The one where I try to write about food

Part of our Saturday routine  — “our” referring to my spouse & I, not some royal ‘we’ — is to go to the Farmers’ Market and the butcher shop.   Additional stops may be at a supermarket, though I try to avoid those on the weekend.  In the winter, this routine changes slightly since there aren’t many fresh vegetables around. We are, however, fortunate that there is a Winter Market downtown.  Although the vegetable crops are sparse, we still go to get farm fresh eggs, fresh-baked bread, and sometimes out-of-the-ordinary items that other vendors may be selling.

Back in November, I noticed that a local charcuterier was selling merquez sausage.  I had only had merquez, a spicy Moroccan lamb and beef (or sometimes pork) treat, a few times in restaurants.  I’d never seen it in stores around here.  Not knowing how I was going to prepare it, I bought a 1 lb package and figured I’d spend the afternoon researching what I was going to serve for dinner.   I didn’t have to search long!   Although there were many recipes on the web that I could have used, what evolved is a combination of several recipes.  Since I first tried the following dish, it has been a favorite in my house.    This recipe is for 2 plentiful servings; adjust as meets your needs.

Place four merquez sausages with a 1/4 cup of water in a skillet over medium heat.  Cook slowly — about 25 minutes.  The water will have evaporated and the sausages browned and heated thoroughly.

The pleasant aroma of these spicy sausages will fill your kitchen!

In another pan, bring water to a boil and add leafy greens to blanch for 1 minute.  I think this is best with a hardy kale, but have used collard, spinach and Red Russian kale.  Red Russian Kale, pictured in the photos below, was a bit too delicate for this dish in my opinion.

Drain the greens and reserve one cup of the cooking liquid.    Admire how pretty the liquid looks.   Cool the greens and then chiffonade.  If using something like Dino Kale, you may want to remove the leaves from the stems before blanching.  Don’t throw them away —  just add to the boiling water for an extra 2 – 3 minutes before the leaves.

Reserved liquid from the greens. Looks like mint tea!

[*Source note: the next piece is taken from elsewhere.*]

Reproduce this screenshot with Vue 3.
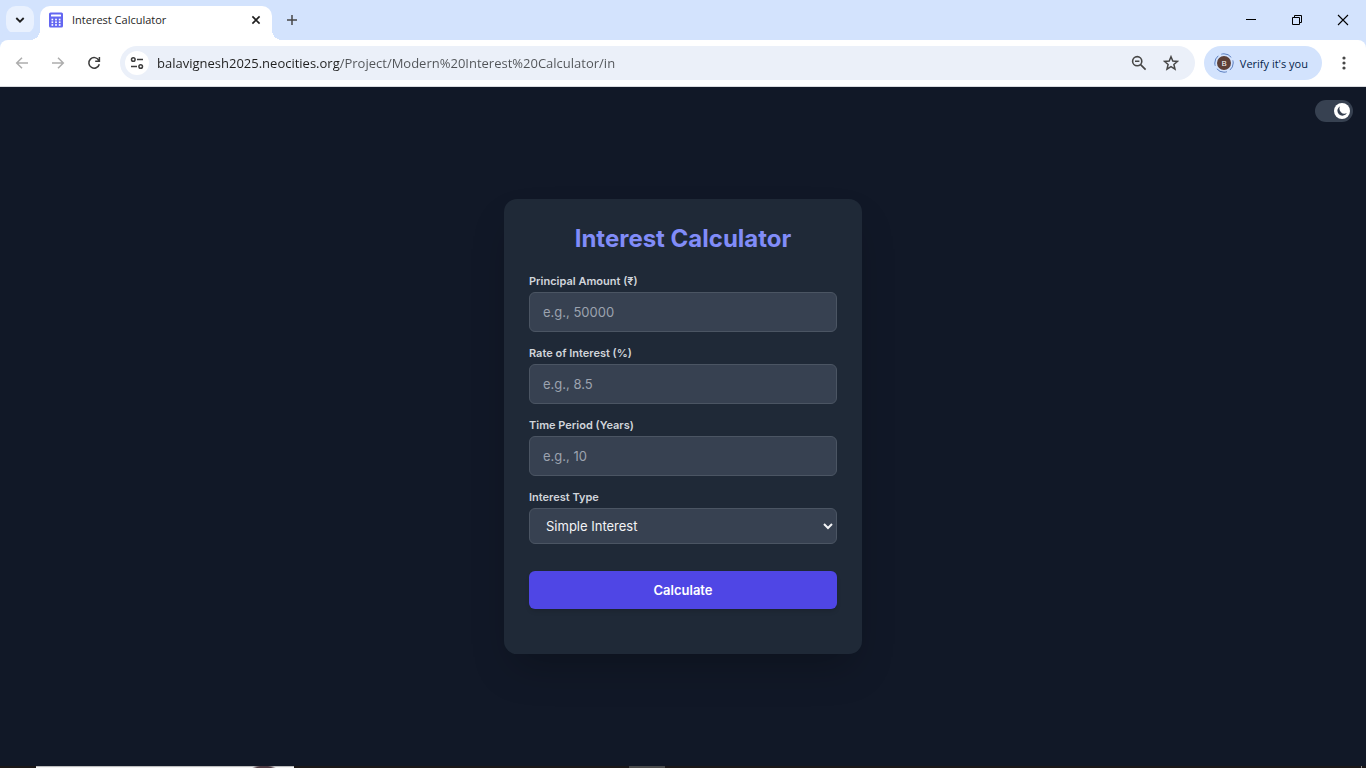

In a skillet, sauté 1 onion and 1 -2 gloves of garlic.  I think that butter always adds a nice richness to sautéed onions, but olive oil is perfectly fine.   When the onion is a nice brown color, add 1/2 t of red pepper flakes, 1 t of cumin, 1 t of cinnamon. Continue cooking for 1 -2 minutes.  Then add any combination of the following:  red raisins, golden raisins, chopped apricots, chopped figs.   My favorite is figs and apricots, but I will throw in raisins too if I have some on hand.  I didn’t have any last Saturday, so I added dried cherries, which was a flavorful change for this dish.   Stir for another minute or two, add the greens, and the reserved liquid.   It should come to a boil quickly; reduce to a simmer, cover and cook for about 5 minutes.

The cinnamon and cumin will blend nicely with the onions, adding a sweetness that balances with the red pepper.

This dish comes together quickly & is very colorful!

Cook 1 cup of couscous according to directions on the package; usually 1 cup water, 1 cup couscous. Most couscous suggests adding butter; I usually don’t.   I like the look of the tri-color couscous, but plain tastes the same on my palate; I’d use either in this dish.   By the time that the couscous is done, the sausage should be too.   Plate the greens & fruit combo on top of the couscous, and then top with sausage.   If you like to have wine with dinner, a Rioja or a Shiraz would be a good choice.  For something non-alcoholic, consider a traditional Moroccan mint tea.


If you can’t find merquez in your area, substitute another spicy sausage, such as Spanish Chorizo or andouille.


4 responses to “The one where I try to write about food

  1. This looks wonderful! I’m not a cook, so I may give my hubby the recipe to try. 🙂

  2. Sounds delicious: will try with veggie sausage (kind of an oxymoron) and know it won’t taste the same, but will still be wonderful: thank you!

    • Although I do eat meat — obviously 🙂 — I don’t eat it every day & frequently cook vegetarian. I’m not big on “faux” meats, but I think that the greens & couscous by itself would be a good — and filling — dish. If you use a “veggie sausage”, as long as it is spicy, I think you would have a similar flavor profile as this dish.